Investment banks have their unique way of operating, which makes them different from commercial banks. As mentioned earlier, they deal with governments, corporations, and other institutions.
They help their clients raise capital by issuing securities, providing advice on mergers and acquisitions, and underwriting new debt and equity offerings. They also often have trading desks that buy and sell securities on behalf of their clients. Another unique aspect of investment banking is that it is typically focused on generating revenue through fees and commissions, rather than through the interest earned on loans. This means that investment banks often have a more complex business model and a higher level of risk than commercial banks.
They work with governments to help them raise capital by issuing securities such as bonds. This may involve underwriting the bonds, which means that the investment bank purchases the bonds from the government and then sells them to investors.
Investment banks may also provide advice to governments on issues such as public finance, fiscal policy, and debt management.
Additionally, investment banks may help governments with mergers and acquisitions, such as when a government wants to sell a state-owned enterprise or acquire another company.
Overall, investment banks play a key role in helping governments raise the funds they need to finance their operations and achieve their policy objectives.

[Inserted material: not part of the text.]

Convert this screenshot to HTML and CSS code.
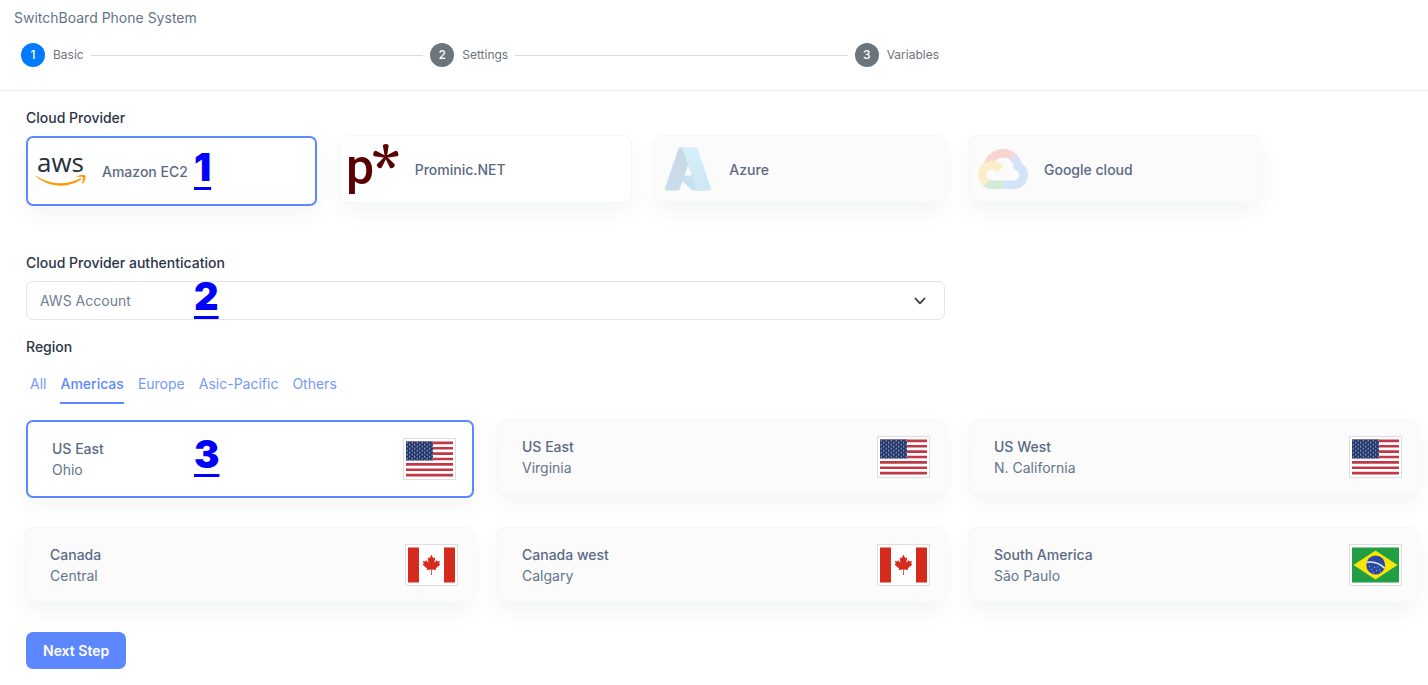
FILE: index.html
```html
<!DOCTYPE html>
<html lang="en">
<head>
<meta charset="utf-8">
<meta name="viewport" content="width=device-width, initial-scale=1">
<title>SwitchBoard Phone System</title>
<link rel="stylesheet" href="styles.css">
</head>
<body>
<svg class="defs" aria-hidden="true">
  <defs>
    <pattern id="stars" width="5" height="4" patternUnits="userSpaceOnUse">
      <rect width="5" height="4" fill="#20356b"/>
      <circle cx="1.2" cy="1.1" r=".7" fill="#fff"/>
      <circle cx="3.7" cy="3.1" r=".7" fill="#fff"/>
    </pattern>
    <symbol id="flag-us" viewBox="0 0 47 35">
      <rect width="47" height="35" fill="#fff"/>
      <path d="M0 1.35h47M0 6.73h47M0 12.1h47M0 17.5h47M0 22.9h47M0 28.27h47M0 33.65h47" stroke="#bf3a45" stroke-width="2.7"/>
      <rect width="27" height="19" fill="url(#stars)"/>
    </symbol>
    <symbol id="flag-ca" viewBox="0 0 47 35">
      <rect width="47" height="35" fill="#fff"/>
      <path d="M0 0h11v35H0zM36 0h11v35H36z" fill="#d52b1e"/>
      <path d="M23.4 7.2l1.9 3.6 1.9-.9-.9 5.3 2.6-2.6.5 1.4 2.6-.4-.9 2.6 1.2.8-4.6 3.9.5 1.7-4.5-.6.2 5.5h-1l.2-5.5-4.5.6.5-1.7-4.6-3.9 1.2-.8-.9-2.6 2.6.4.5-1.4 2.6 2.6-.9-5.3 1.9.9z" fill="#d52b1e"/>
    </symbol>
    <symbol id="flag-br" viewBox="0 0 47 35">
      <rect width="47" height="35" fill="#229e45"/>
      <path d="M1.5 17.5L23.5 3l22 14.5-22 14.5z" fill="#f8e509"/>
      <circle cx="23.7" cy="17.5" r="9.4" fill="#2b49a3"/>
      <path d="M14.9 14.8c7-1 13 1 17.6 6" fill="none" stroke="#dcefe6" stroke-width="1.5"/>
      <path d="M17 19h1M19 22h1M22 20h1M24 23h1M27 22h1M21 25h1M28 24.5h1M25 19.5h1" stroke="#9fb2dd" stroke-width="1"/>
    </symbol>
  </defs>
</svg>

<header class="header">
  <h1 class="title">SwitchBoard Phone System</h1>
  <ol class="steps">
    <li class="step step-active"><span class="step-number">1</span><span>Basic</span></li>
    <li class="step-line" aria-hidden="true"></li>
    <li class="step"><span class="step-number">2</span><span>Settings</span></li>
    <li class="step-line" aria-hidden="true"></li>
    <li class="step"><span class="step-number">3</span><span>Variables</span></li>
  </ol>
</header>

<main class="main">
  <section class="block" aria-labelledby="provider-label">
    <h2 class="label" id="provider-label">Cloud Provider</h2>
    <div class="providers">
      <label class="card provider selected">
        <input class="choice" type="radio" name="provider" checked>
        <svg class="provider-logo" viewBox="0 0 50 50" aria-hidden="true">
          <text class="aws-text" x="1" y="26">aws</text>
          <path d="M1 30.2c13 8.8 30 9 43 2.2 1.2-.5 2 .5.9 1.4C33 42 13.5 42 .6 31c-.6-.6-.2-1.1.4-.8z" fill="#f90"/>
          <path d="M41.3 30.1c2.4-1.5 7.700-1.5 8.2-.6.6 1.2-.5 6.2-3 8.1-.5.4-.9.1-.7-.4.7-1.8 1.8-5 1.2-5.9-.6-.8-3.8-.5-5.3-.3-.6.1-.8-.5-.4-.9z" fill="#f90"/>
        </svg>
        <span class="provider-name">Amazon EC2</span>
      </label>
      <label class="card provider">
        <input class="choice" type="radio" name="provider">
        <svg class="provider-logo" viewBox="0 0 50 50" aria-hidden="true">
          <text class="prominic-text" x="-3" y="40">p</text>
          <g fill="#590000">
            <path id="petal" d="M36 14L34 2.200q-.1-2.200 2.800-2.200t2.800 2.200L37.600 14z"/>
            <use href="#petal" transform="rotate(72 36.8 13)"/>
            <use href="#petal" transform="rotate(144 36.8 13)"/>
            <use href="#petal" transform="rotate(216 36.8 13)"/>
            <use href="#petal" transform="rotate(288 36.8 13)"/>
          </g>
        </svg>
        <span class="provider-name">Prominic.NET</span>
      </label>
      <label class="card provider muted">
        <input class="choice" type="radio" name="provider" disabled>
        <svg class="provider-logo faded" viewBox="0 0 96 96" aria-hidden="true">
          <defs>
            <linearGradient id="az-a" x1="0" y1="0" x2="0" y2="1"><stop stop-color="#114a8b"/><stop offset="1" stop-color="#0669bc"/></linearGradient>
            <linearGradient id="az-b" x1="0" y1="0" x2="0" y2="1"><stop stop-color="#3ccbf4"/><stop offset="1" stop-color="#2892df"/></linearGradient>
          </defs>
          <path fill="url(#az-a)" d="M33.338 6.544h26.038l-27.030 80.087a4.152 4.152 0 0 1-3.933 2.824H8.149a4.145 4.145 0 0 1-3.928-5.470L29.404 9.368a4.152 4.152 0 0 1 3.934-2.825z"/>
          <path fill="#0078d4" d="M71.175 60.261h-41.290a1.911 1.911 0 0 0-1.305 3.309l26.532 24.764a4.171 4.171 0 0 0 2.846 1.121h23.380z"/>
          <path fill="url(#az-b)" d="M66.595 9.364a4.145 4.145 0 0 0-3.928-2.820H33.648a4.146 4.146 0 0 1 3.928 2.820l25.184 74.620a4.146 4.146 0 0 1-3.928 5.472h29.020a4.146 4.146 0 0 0 3.927-5.472z"/>
        </svg>
        <span class="provider-name">Azure</span>
      </label>
      <label class="card provider muted">
        <input class="choice" type="radio" name="provider" disabled>
        <svg class="provider-logo faded" viewBox="0 -25 256 256" aria-hidden="true">
          <path fill="#ea4335" d="M170.252 56.819l22.253-22.253 1.483-9.370C153.437-11.677 88.976-7.496 52.420 33.920 42.267 45.423 34.734 59.764 30.717 74.573l7.970-1.123 44.505-7.340 3.436-3.513c19.797-21.742 53.270-24.667 76.128-6.168z"/>
          <path fill="#4285f4" d="M224.205 73.918a100.249 100.249 0 0 0-30.217-48.722l-31.232 31.232a55.515 55.515 0 0 1 20.379 44.037v5.544c15.350 0 27.797 12.445 27.797 27.796 0 15.352-12.446 27.485-27.797 27.485h-55.671v44.505h55.670c39.930.311 72.553-31.494 72.864-71.424a72.303 72.303 0 0 0-31.793-60.453"/>
          <path fill="#34a853" d="M71.870 205.796h55.593V161.290H71.870a27.275 27.275 0 0 1-11.400-2.498l-32.248 32.247c12.567 9.489 27.900 14.825 43.647 14.757"/>
          <path fill="#fbbc05" d="M71.870 61.425C31.940 61.664-.237 94.228.001 134.158a72.301 72.301 0 0 0 28.222 56.880l32.248-32.246c-13.990-6.322-20.208-22.786-13.887-36.776 6.320-13.990 22.786-20.208 36.775-13.888a27.796 27.796 0 0 1 13.887 13.888l32.248-32.248A72.224 72.224 0 0 0 71.870 61.425z"/>
        </svg>
        <span class="provider-name">Google cloud</span>
      </label>
    </div>
  </section>

  <div class="field">
    <label class="label" for="account">Cloud Provider authentication</label>
    <div class="select-wrap">
      <select class="select" id="account"><option>AWS Account</option></select>
      <svg class="chevron" viewBox="0 0 16 16" aria-hidden="true"><path d="M3.500 5.500L8 10.300l4.500-4.800" fill="none" stroke="#343a40" stroke-width="1.800" stroke-linecap="round" stroke-linejoin="round"/></svg>
    </div>
  </div>

  <section aria-labelledby="region-label">
    <h2 class="label" id="region-label">Region</h2>
    <nav class="tabs">
      <a class="tab" href="#all">All</a>
      <a class="tab tab-active" href="#americas">Americas</a>
      <a class="tab" href="#europe">Europe</a>
      <a class="tab" href="#asia">Asic-Pacific</a>
      <a class="tab" href="#others">Others</a>
    </nav>
    <div class="regions">
      <label class="card region selected">
        <input class="choice" type="radio" name="region" checked>
        <span class="region-text"><span class="region-name">US East</span><span>Ohio</span></span>
        <svg class="flag" aria-hidden="true"><use href="#flag-us"/></svg>
      </label>
      <label class="card region muted">
        <input class="choice" type="radio" name="region">
        <span class="region-text"><span class="region-name">US East</span><span>Virginia</span></span>
        <svg class="flag" aria-hidden="true"><use href="#flag-us"/></svg>
      </label>
      <label class="card region muted">
        <input class="choice" type="radio" name="region">
        <span class="region-text"><span class="region-name">US West</span><span>N. California</span></span>
        <svg class="flag" aria-hidden="true"><use href="#flag-us"/></svg>
      </label>
      <label class="card region muted">
        <input class="choice" type="radio" name="region">
        <span class="region-text"><span class="region-name">Canada</span><span>Central</span></span>
        <svg class="flag" aria-hidden="true"><use href="#flag-ca"/></svg>
      </label>
      <label class="card region muted">
        <input class="choice" type="radio" name="region">
        <span class="region-text"><span class="region-name">Canada west</span><span>Calgary</span></span>
        <svg class="flag" aria-hidden="true"><use href="#flag-ca"/></svg>
      </label>
      <label class="card region muted">
        <input class="choice" type="radio" name="region">
        <span class="region-text"><span class="region-name">South America</span><span>São Paulo</span></span>
        <svg class="flag" aria-hidden="true"><use href="#flag-br"/></svg>
      </label>
    </div>
  </section>

  <button class="next" type="button">Next Step</button>
</main>

<a class="marker marker-one" href="#provider-label">1</a>
<a class="marker marker-two" href="#account">2</a>
<a class="marker marker-three" href="#region-label">3</a>
</body>
</html>
```
FILE: styles.css
```css
*,
*::before,
*::after {
  box-sizing: border-box;
}

body {
  position: relative;
  margin: 0;
  background: #fff;
  color: #64748b;
  font-family: Inter, "Open Sans", sans-serif;
  font-size: 14px;
  line-height: 20px;
}

.defs {
  position: absolute;
  width: 0;
  height: 0;
}

.header {
  padding: 8px 0 23px;
  border-bottom: 1px solid #e9ecf6;
}

.title {
  margin: 0 14px 15px;
  font-size: 14px;
  font-weight: 400;
}

.steps {
  display: flex;
  align-items: center;
  gap: 7px;
  width: 66.67%;
  margin: 0;
  padding: 0 13px 0 21px;
  list-style: none;
  color: #6c757d;
  font-size: 12px;
}

.step {
  display: flex;
  align-items: center;
  gap: 8px;
}

.step-number {
  display: grid;
  place-items: center;
  width: 24px;
  height: 24px;
  border-radius: 50%;
  background: #6c757d;
  color: #fff;
  font-weight: 500;
}

.step-active .step-number {
  background: #007bff;
}

.step-line {
  flex: 1;
  height: 1px;
  background: #d9dcdf;
}

.main {
  padding: 17px 9px 16px 25px;
}

.label {
  display: block;
  margin: 0 1px 7px;
  color: #2a3547;
  font-size: 14px;
  font-weight: 500;
}

.providers {
  display: grid;
  grid-template-columns: repeat(9, 1fr);
  gap: 22px;
  align-items: start;
}

.card {
  position: relative;
  display: flex;
  align-items: center;
  border: 1px solid #f6f7f8;
  border-radius: 9px;
  background: #fff;
  box-shadow: 0 9px 20px rgba(40, 50, 80, 0.05);
  cursor: pointer;
}

.muted {
  background: #fbfbfb;
}

.selected {
  margin: 1px 1px 0;
  border: 2px solid #5d87ff;
  border-radius: 7px;
  background: #fff;
}

.choice {
  position: absolute;
  opacity: 0;
}

.provider {
  grid-column: span 2;
  gap: 16px;
  padding: 8px;
  color: #5a6a85;
  font-weight: 500;
}

.provider-name {
  padding-top: 2px;
}

.provider-logo {
  width: 50px;
  height: 50px;
  overflow: visible;
}

.faded {
  opacity: 0.2;
}

.aws-text {
  fill: #252f3e;
  font-family: "Open Sans", sans-serif;
  font-size: 26px;
  font-weight: 500;
}

.prominic-text {
  fill: #590000;
  font-family: Roboto, sans-serif;
  font-size: 50px;
  font-weight: 500;
}

.field {
  width: calc(66.67% - 7px);
  padding: 47px 2px 17px 1px;
}

.field .label {
  margin: 0 0 8px;
}

.select-wrap {
  position: relative;
}

.select {
  display: block;
  width: 100%;
  height: 39px;
  padding: 0 40px 0 13px;
  border: 1px solid #dfe5ef;
  border-radius: 7px;
  background: #fff;
  color: #6f7c94;
  font: inherit;
  appearance: none;
}

.chevron {
  position: absolute;
  top: 12px;
  right: 17px;
  width: 16px;
  height: 16px;
  pointer-events: none;
}

.tabs {
  display: flex;
  gap: 14px;
  margin: 17px 5px 15px;
}

.tab {
  padding-bottom: 8px;
  border-bottom: 2px solid transparent;
  color: #7698fb;
  text-decoration: none;
}

.tab-active {
  border-color: #5d87ff;
  color: #5d87ff;
  font-weight: 500;
}

.regions {
  display: grid;
  grid-template-columns: repeat(3, 1fr);
  gap: 29px 22px;
  align-items: start;
}

.region {
  justify-content: space-between;
  padding: 16px 16px 16px 24px;
}

.region-text {
  display: grid;
  line-height: 21px;
}

.region-name {
  color: #5a6a85;
  font-weight: 500;
}

.flag {
  width: 53px;
  height: 42px;
  padding: 2px;
  border: 1px solid #dcdee0;
  background: #fff;
}

.next {
  display: block;
  height: 37px;
  margin: 29px 1px 0;
  padding: 0 17px;
  border: 0;
  border-radius: 7px;
  background: #5d87ff;
  color: #fff;
  font: inherit;
  font-weight: 600;
}

.marker {
  position: absolute;
  left: 194px;
  color: #00f;
  font-family: Inter, "Open Sans", sans-serif;
  font-size: 38px;
  font-weight: 900;
  line-height: 44px;
  text-decoration-thickness: 3px;
  text-decoration-skip-ink: none;
  text-underline-offset: 6px;
}

.marker-one {
  top: 145px;
}

.marker-two {
  top: 274px;
}

.marker-three {
  top: 432px;
}
```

Investment banks play a critical role in helping corporations raise capital by issuing securities such as stocks and bonds. They may also provide advice to corporations on issues such as mergers and acquisitions, corporate finance, and risk management.
For example, if a corporation wants to acquire another company, an investment bank may help it evaluate the potential acquisition, negotiate the terms of the deal, and raise the necessary funds to complete the transaction. Investment banks may also help corporations issue new debt or equity securities, such as by underwriting an initial public offering (IPO) of stocks.
In this case, the investment bank would purchase the securities from the corporation and then sell them to investors. Investment banks may also have trading desks that buy and sell securities on behalf of corporations.
In a nutshell, investment banks are an important source of financial services for corporations.
Investment banks have different types depending on the size and service they offer. These are bulge bracket banks, middle-market banks, and boutique banks.
Bulge-bracket investment banks are the largest and most well-known investment banks. They typically have a global presence and offer a wide range of services to corporations, governments, and other institutions.
These banks are known for their size, expertise, and ability to handle complex financial transactions. They are often involved in the biggest and most high-profile deals in the financial markets, such as large initial public offerings (IPOs) and mergers and acquisitions (M&A) involving major corporations. Bulge-bracket investment banks are known for their deep pools of capital and their ability to provide a wide range of financial services to their clients.
Examples include Bank of America Merrill Lynch, Goldman Sachs, Barclays Capital, Credit Suisse, Deutsche Bank, JPMorgan Chase, Citigroup, Morgan Stanley, and UBS
Middle-market investment banks are a type of investment bank that focuses on serving smaller and mid-sized companies. They may have a more regional or local focus and may specialize in a particular industry or type of financial service. Middle-market investment banks may offer their clients services such as underwriting, M&A advice, and capital raising. Unlike bulge-bracket investment banks, which tend to focus on the biggest and most high-profile deals, middle-market investment banks often work with smaller companies. They may have a more personalized approach to working with clients. Examples of middle-market investment banks include Moelis & Company, Lincoln International, and Houlihan Lokey.
Boutique investment banks are smaller, specialized investment banks that often focus on a particular industry or type of financial service. They may offer expertise in a specific area, such as healthcare or technology, and may have a more personalized approach to working with clients. Boutique investment banks may provide services such as M&A advice, capital raising, and strategic consulting to their clients. They may also have a more focused and targeted approach to the financial markets and may specialize in serving a particular segment of the market or working on smaller deals. Examples of boutique investment banks include Evercore, Greenhill & Co., and Lazard.
The type of investment bank a client works with will depend on their specific needs and goals.
At this point, we have seen the difference between investment banking and commercial banking. Commercial banks offer deposits, loans, and other financial services to consumers and businesses. Whereas, investment banks offer advice on products including stocks, bonds, and derivatives to institutional investors, governments as well as private investors.